Tuesday morning, 7 am.  I told the tire guys my story, picked out some
decent looking Goodyear tires, asked they put the Michelin spare back in
the boot, was told that it would take twenty minutes, got a cup of coffee,
bought a lug-nut tire wrench, enrolled in the American Automobile
Association as a complete and total guarantee against anything else
happening on this trip, and paid my $135 for the tires and labour.

They call New Jersey the Garden State, but I thought that the description
would have fitted Iowa perfectly.  Everything looked like it was neatly
trimmed only last week, immaculately in order, perfectly in place.  I-29
takes you south of Sioux City towards Omaha on the Nebraska side of the
border, then you shoot across I-680 to I-80, which takes you pretty much in
a straight line across the bottom third of the state.  Des Moines, Iowa
City, and Davenport were all just names on the road to Illinois.

I had a headwind almost all the way across Iowa, which meant the milage
dropped like stone.  I also discovered that handling a car the size of the
Lincoln, with American suspension, in high wind, was a challenge.
Basically, it means keeping the car under 60 mph.  Above this is starts
lurching too much, while at 55 mph, it'll cut through anything.  Milage was
another consideration.  At a nice and steady 55 mph, I could get close to
20 mpg (about 1.2L/10km).  Step on it and do the Montana state speed limit
of 75 mph, and this drops drastically to 15 mpg (1.6L/10km), while city
driving with lots of red lights and an enthusiastic right foot leaves you
looking at 10 mph (2.4L/10km).  Good job the petrol price is a quarter of
that in Sweden.  Nevertheless, the headwind across Iowa was killing me and
I was looking at 15-16 mpg over 300 miles.

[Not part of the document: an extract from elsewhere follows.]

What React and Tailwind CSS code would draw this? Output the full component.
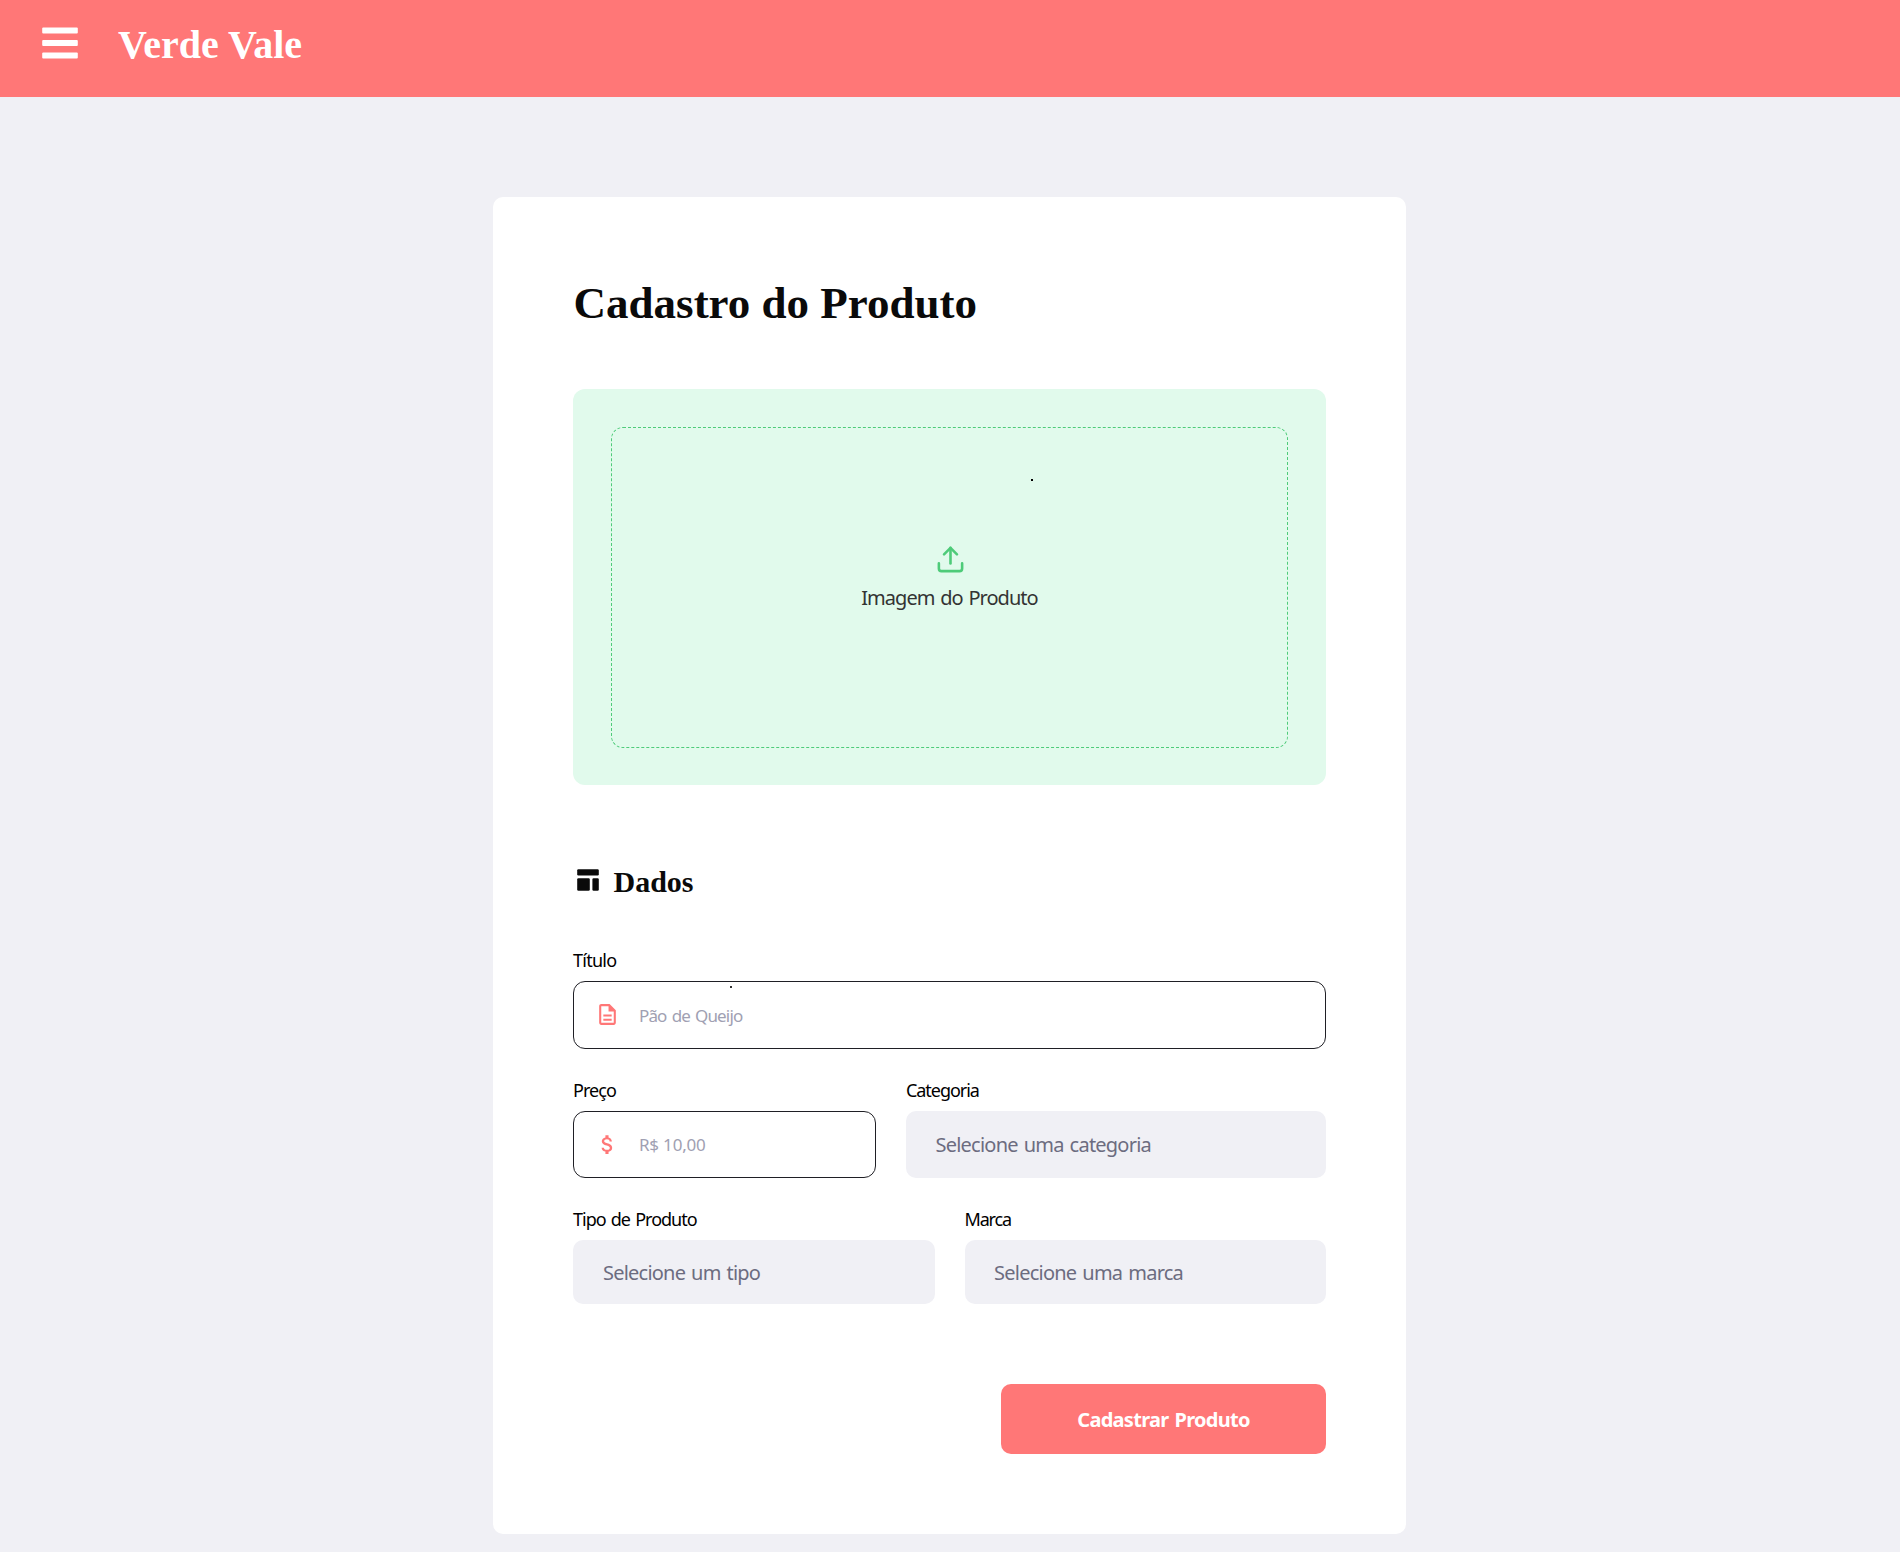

In Davenport on the eastern border of Iowa, the plan was to circle the city
southward, get onto Interstate 74 and head down through Illinois, past
Peoria, Bloomington, Champaign-Urbana, and Danville, to pick up Interstate
74 to Indiana.  Take a look at a relatively detailed city map of any US
city circled by the interstate system, and you will instantly recognize
that it bears a striking resemblance to a coloured drawing of a bowl of
spaghetti.  Davenport is no exception.  What looks simple enough on the
state map of Iowa in the Rand McNally Millenium Edition 2000 Road Atlas is,
in reality, an absolute mess of on-ramps and off-ramps, of lane changes,
construction work, and impatient city-bound traffic.  In addition to this,
some cities will have the road numbers on the direction signs, and others
will have the names of the nearest of largest cities that that road leads
to.  I knew, while driving around Davenport in the late afternoon, that I
wanted Interstate 74, but I didn't know that I should have been looking for
the turn-off towards Rock Island and Molina.  So, I ended up crossing the
Mississippi twice, and eventually found myself on I-80 heading east.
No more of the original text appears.